Rather than doing 10 percent less of everything this year--and then having to cut another 10 percent next year--states might more sensibly have opted for a kind of triage budgeting, identifying top priorities and directing reduced resources toward those programs deemed essential. Maine at least is making an effort to move in this direction. Despite its budget shortfall, it boosted K-12 school spending slightly this year to give districts time to prepare for cuts that are already scheduled for 2011. Governor Baldacci has previously sought administrative savings through consolidation of school districts and the state and local corrections systems, and now he's looking for more.

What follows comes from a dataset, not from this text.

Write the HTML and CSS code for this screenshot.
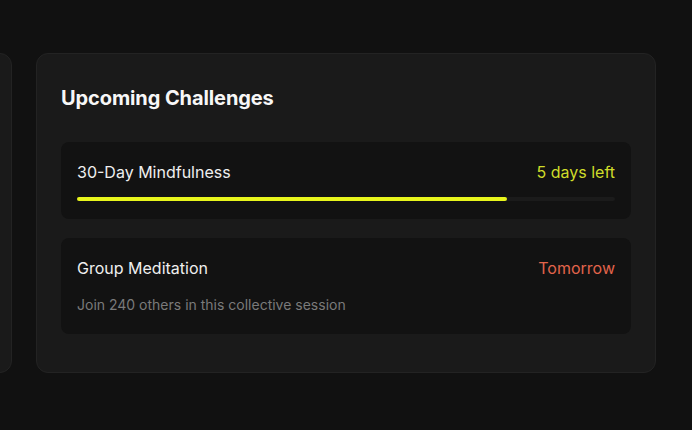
FILE: index.html
```html
<!DOCTYPE html>
<html lang="en">
<head>
<meta charset="utf-8">
<title>Upcoming Challenges</title>
<link rel="stylesheet" href="styles.css">
</head>
<body>
<div class="layout">
  <section class="card card-side"></section>
  <section class="card card-main">
    <h2 class="card-title">Upcoming Challenges</h2>
    <div class="items">
      <div class="item">
        <div class="item-row">
          <span class="item-name">30-Day Mindfulness</span>
          <span class="item-meta meta-yellow">5 days left</span>
        </div>
        <div class="track"><div class="fill" style="width:80%"></div></div>
      </div>
      <div class="item">
        <div class="item-row">
          <span class="item-name">Group Meditation</span>
          <span class="item-meta meta-red">Tomorrow</span>
        </div>
        <p class="item-desc">Join 240 others in this collective session</p>
      </div>
    </div>
  </section>
</div>
</body>
</html>
```
FILE: styles.css
```css
* { box-sizing: border-box; }
html, body { margin: 0; padding: 0; }
body {
  background: #111111;
  font-family: Inter, "Noto Sans", sans-serif;
  color: #f2f2f2;
  width: 692px;
  height: 430px;
  overflow: hidden;
}
.layout {
  display: flex;
  gap: 24px;
  padding-top: 53px;
  margin-left: -288px;
}
.card {
  background: #1a1a1a;
  border: 1px solid #232323;
  border-radius: 12px;
  height: 320px;
}
.card-side { width: 300px; flex: none; }
.card-main {
  width: 620px;
  flex: none;
  padding: 30px 24px 24px;
}
.card-title {
  margin: 0;
  font-size: 20px;
  line-height: 28px;
  font-weight: 700;
  color: #f7f7f7;
  letter-spacing: -0.1px;
}
.items {
  margin-top: 30px;
  display: flex;
  flex-direction: column;
  gap: 19px;
}
.item {
  background: #121212;
  border-radius: 8px;
  padding: 18px 16px 18px;
}
.item-row {
  display: flex;
  justify-content: space-between;
  align-items: center;
  height: 24px;
}
.item-name {
  font-size: 16px;
  color: #efefef;
}
.item-meta { font-size: 16px; }
.meta-yellow { color: #cfdd2a; }
.meta-red { color: #e2644b; }
.track {
  margin-top: 13px;
  height: 4px;
  background: #1b1b1b;
  border-radius: 2px;
}
.fill {
  height: 100%;
  background: #e8f51c;
  border-radius: 2px;
}
.item-desc {
  margin: 15px 0 0;
  font-size: 14px;
  line-height: 20px;
  color: #7a7a7a;
  padding-bottom: 1px;
}
```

As part of the state's new two-year budget process, finding $30 million to cut in fiscal 2011 will be the responsibility of a government streamlining commission comprised of administration officials and the Appropriations Committee. Thirty million isn't much, even in a small state such as Maine, but the governor is hoping that the exercise will trigger a deeper, more thoughtful look at state services than is typically the case. "During the regular appropriations process, we didn't have time to get into the minutiae of programs, layer by layer" says state Senator Bill Diamond, the committee's co-chair. "This will require us to rethink, reinvent and redo, if you will, the way we do business. Who knows--we might find a lot more than $30 million."

Josh Tardy, minority leader for House Republicans in Maine, says he's only "lukewarm" about the commission's prospects. Too often, he suggests, such efforts fail to deliver on their promised savings. But he applauds the idea of taking a deeper look at how the state operates and what it can actually afford to do, rather than continuing to plug holes using one-time money--especially since the state is relying on revenue assumptions that he worries may prove overly optimistic in tough times.

"If the economy does not turn around--and certainly many indicators suggest we're going to be a while getting out of this--the next legislature and the next governor are going to have a significant gap to address," Tardy says. "The reality right now, from my perspective, is that structural changes and cuts in state budgets and the services that states provide are going to have to happen."